Apple looked in part to Sony for inspiration in designing its first iPhone, even having an internal designer produce “Sony-like” mock-ups of cell phones that carried the name of the Japanese electronics company, according to internal Apple documents submitted to a California court yesterday.

The documents were filed to the U.S. District Court in San Jose by lawyers for Samsung as part of an ongoing lawsuit with Apple over patent infringement. After months of in-court discussion and fighting, the two sides are scheduled to begin arguing their case in front of a jury on Monday.

A big part of the case revolves around allegations that some of Samsung’s cell phones and tablet computers are too closely styled after Apple’s products.

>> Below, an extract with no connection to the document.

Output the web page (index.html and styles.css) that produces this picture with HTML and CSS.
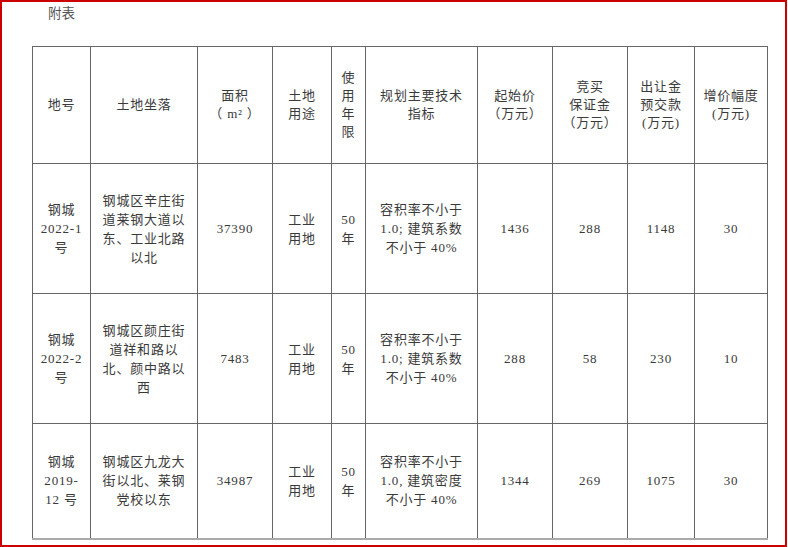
FILE: index.html
```html
<!DOCTYPE html>
<html lang="zh-CN">
<head>
<meta charset="utf-8">
<title>附表</title>
<link rel="stylesheet" href="styles.css">
</head>
<body>
<div class="frame">
  <div class="title">附表</div>
  <table class="land">
    <colgroup>
      <col class="c1"><col class="c2"><col class="c3"><col class="c4"><col class="c5">
      <col class="c6"><col class="c7"><col class="c8"><col class="c9"><col class="c10">
    </colgroup>
    <tr class="head">
      <td>地号</td>
      <td>土地坐落</td>
      <td>面积<br>（ m² ）</td>
      <td>土地<br>用途</td>
      <td>使<br>用<br>年<br>限</td>
      <td>规划主要技术<br>指标</td>
      <td>起始价<br>（万元）</td>
      <td>竞买<br>保证金<br>（万元）</td>
      <td>出让金<br>预交款<br>(万元)</td>
      <td>增价幅度<br>(万元)</td>
    </tr>
    <tr class="row">
      <td>钢城<br>2022-1<br>号</td>
      <td>钢城区辛庄街<br>道莱钢大道以<br>东、工业北路<br>以北</td>
      <td>37390</td>
      <td>工业<br>用地</td>
      <td>50<br>年</td>
      <td>容积率不小于<br>1.0; 建筑系数<br>不小于 40%</td>
      <td>1436</td>
      <td>288</td>
      <td>1148</td>
      <td>30</td>
    </tr>
    <tr class="row">
      <td>钢城<br>2022-2<br>号</td>
      <td>钢城区颜庄街<br>道祥和路以<br>北、颜中路以<br>西</td>
      <td>7483</td>
      <td>工业<br>用地</td>
      <td>50<br>年</td>
      <td>容积率不小于<br>1.0; 建筑系数<br>不小于 40%</td>
      <td>288</td>
      <td>58</td>
      <td>230</td>
      <td>10</td>
    </tr>
    <tr class="row last">
      <td>钢城<br>2019-<br>12 号</td>
      <td>钢城区九龙大<br>街以北、莱钢<br>党校以东</td>
      <td>34987</td>
      <td>工业<br>用地</td>
      <td>50<br>年</td>
      <td>容积率不小于<br>1.0, 建筑密度<br>不小于 40%</td>
      <td>1344</td>
      <td>269</td>
      <td>1075</td>
      <td>30</td>
    </tr>
  </table>
</div>
</body>
</html>
```
FILE: styles.css
```css
html, body {
  margin: 0;
  padding: 0;
  background: #fff;
}
.frame {
  box-sizing: border-box;
  width: 787px;
  height: 547px;
  border: 2px solid #cc0000;
  padding: 0 0 0 30px;
  font-family: "Liberation Serif", "Noto Sans CJK SC", serif;
  color: #3a3a3a;
}
.title {
  margin: 0 0 0 16px;
  height: 24px;
  line-height: 24px;
  font-size: 13.5px;
  color: #555;
}
.land {
  margin-top: 20px;
  border-collapse: collapse;
  table-layout: fixed;
  width: 736px;
  font-size: 13px;
  letter-spacing: 0.8px;
}
.c1 { width: 58px; }
.c2 { width: 107px; }
.c3 { width: 75px; }
.c4 { width: 59px; }
.c5 { width: 34px; }
.c6 { width: 112px; }
.c7 { width: 75px; }
.c8 { width: 75px; }
.c9 { width: 67px; }
.c10 { width: 73px; }
.land td {
  border: 1px solid #666;
  padding: 0 2px;
  text-align: center;
  vertical-align: middle;
  white-space: nowrap;
  overflow: hidden;
}
.head { height: 117px; }
.head td { line-height: 18px; }
.row { height: 130px; }
.row td { line-height: 19px; }
.row.last { height: 115px; }
.row.last td { border-bottom: 2px solid #aaa; }
```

With the recently filed documents, Samsung appears to be preparing to argue that Apple looked to other companies in designing its first cell phone and that such a practise is common in the consumer electronics marketplace.

The merits of this argument will be up to a jury to decide, but the documents do offer a fascinating look at some of Apple’s design thinking almost a year before the iPhone was first revealed.

Apple founder Steve Jobs’ admiration for Sony isn’t a secret and the court filing appears to show that as part of the design process for the first iPhone, Apple asked one of its designers to answer the question: “What would Sony do?”

Samsung’s court submission includes images produced by an Apple computer-aided design (CAD) system of a mock handset that borrows from Sony design elements of the time. They include a jog wheel, a combined control wheel and switch, that was used on Sony’s Clie personal digital assistants.

A second submission includes a March 2006 email from Richard Howarth, a senior member of Apple’s industrial design team, to Jonathan Ive, Apple’s head of industrial design, concerning prototypes for the iPhone.

The email discusses mock-ups of a cell phone being prepared by Apple designer Shin Nishibori that Howarth refers to as “the sony-style chappy.”

Included with the email were photographs of what apparently were 3D models of an early iPhone prototype and a phone based on Nishibori’s design.

“He’s able to achieve a much smaller-looking product with a much nicer shape to have next to your ear and in your pocket” wrote Howarth of the Nishibori design when compared to Apple’s prototype of the moment.

While Nishibori apparently looked to Sony for inspiration, it’s important to note that the resulting designs and mock-ups included in the court filing did not look like any actual Sony phones of the time.

Perhaps the two most striking aspects of the CAD mock-ups and one of the 3D models is that they look a lot more like the iPhone 4 than the original iPhone launched by Apple in 2007. The mock phone has a silver metal band running around the edge and a flat front and back.

The email was sent two weeks after Tony Fadell, then a senior executive in the iPod division, forwarded a BusinessWeek article to Apple’s senior management, including Ive and Steve Jobs, in which the head of Sony’s creative strategy unit was interviewed about the company’s design. In the article, he also discussed the iPod’s influence on Sony.